Saturday, April 30, 2011

Bootcamp Week 4 Wrap-up: Major Mental Milestone

I almost puked at bootcamp yesterday.

That would have been a decidedly different milestone, for sure.

Yesterday was circuit testing day, my first.

Several weeks ago I had heard they do this from time to time and I tried to forget about it. It brought back too many bad memories of the Presidential Physical Fitness Test, at which I was a spectacular and consistent failure.
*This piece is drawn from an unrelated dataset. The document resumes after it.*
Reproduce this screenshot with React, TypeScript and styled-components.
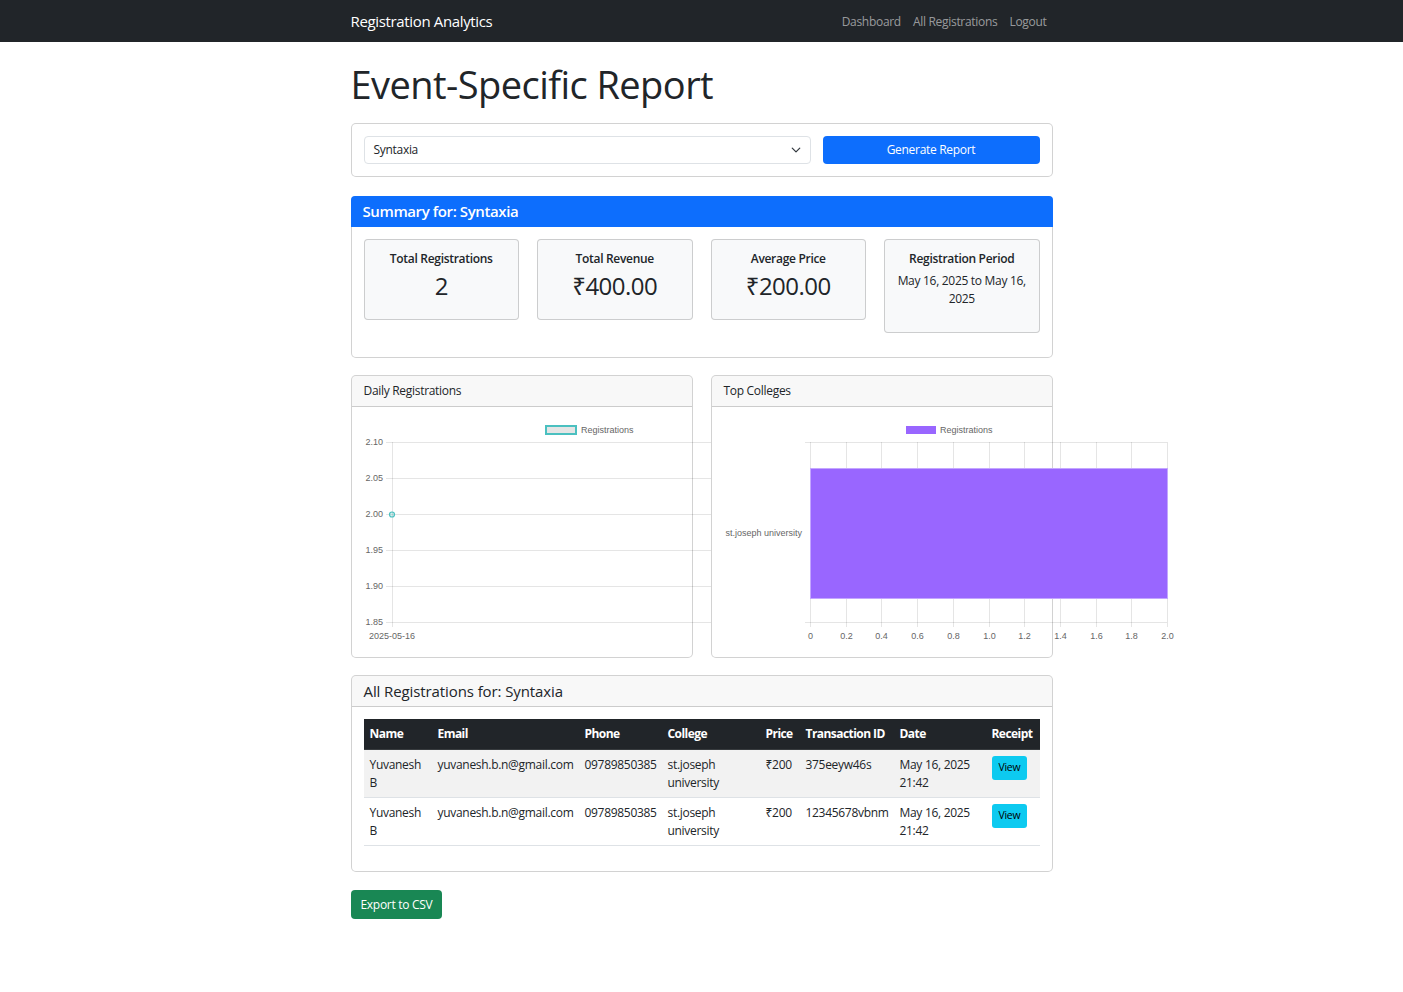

So when I walked into the gym yesterday and saw the following lineup on the whiteboard, my stomach dropped:

100 medicine ball tosses
100 side to side jumps
100 squat jumps
100 crunches
100 Mountain climbers
100 rows
100 military presses
100 straight leg lifts, etc.

I think there were a few more and I blocked them out.

The trainer announced it was testing day. We had the entire class (50 minutes) to complete the lineup, but the object was to race against the clock and do it as quickly as we could. The trainers keep track of our results and we can compare against future testing days to see our progress.

My first thought: I'll never finish. Seriously, 100? Of each?

I had an immediate vision of it being 2 p.m. and I'm still there grinding out squat jumps.

After warmups, the clock started and we were off. I did my 100 medicine ball tosses, then decided it was stupid to do all 100 of everything in a row. So I began alternating between exercises doing, say, 40 squat jumps, then moving on to 50 military presses. I bounced from exercise to exercise, chipping away as best I could while our trainer kept tallies and informed us what we had left.

Amazingly, I was down to about 40 Mountain climbers and 40 military presses when I started feeling nauseous. Not sure if I drank too much water or too little, or was pushing too hard, but I did not feel well. It wasn't 911-puking level, but I was in the neighborhood.

But, with so little left, I was not DNFing it.

I ground out the final reps, gave the trainer a head's-up and saw my time: 35:11. 35:11! I finished.

That's been the most surprising byproduct of bootcamp: Confidence.

I expected great fat burning and muscle-building, but I never anticipated how the classes would boost my confidence.

It seems as if I go into most fitness adventures with the predisposition that I will fail. It's not on purpose, but rather the cumulation of a lifetime's worth of attitudes on this subject.

But lately, since running and bootcamp, I've been really challenging myself and, in turn, surprising myself, too.

It's turned a world of I can't and I won't into I'll try and I will.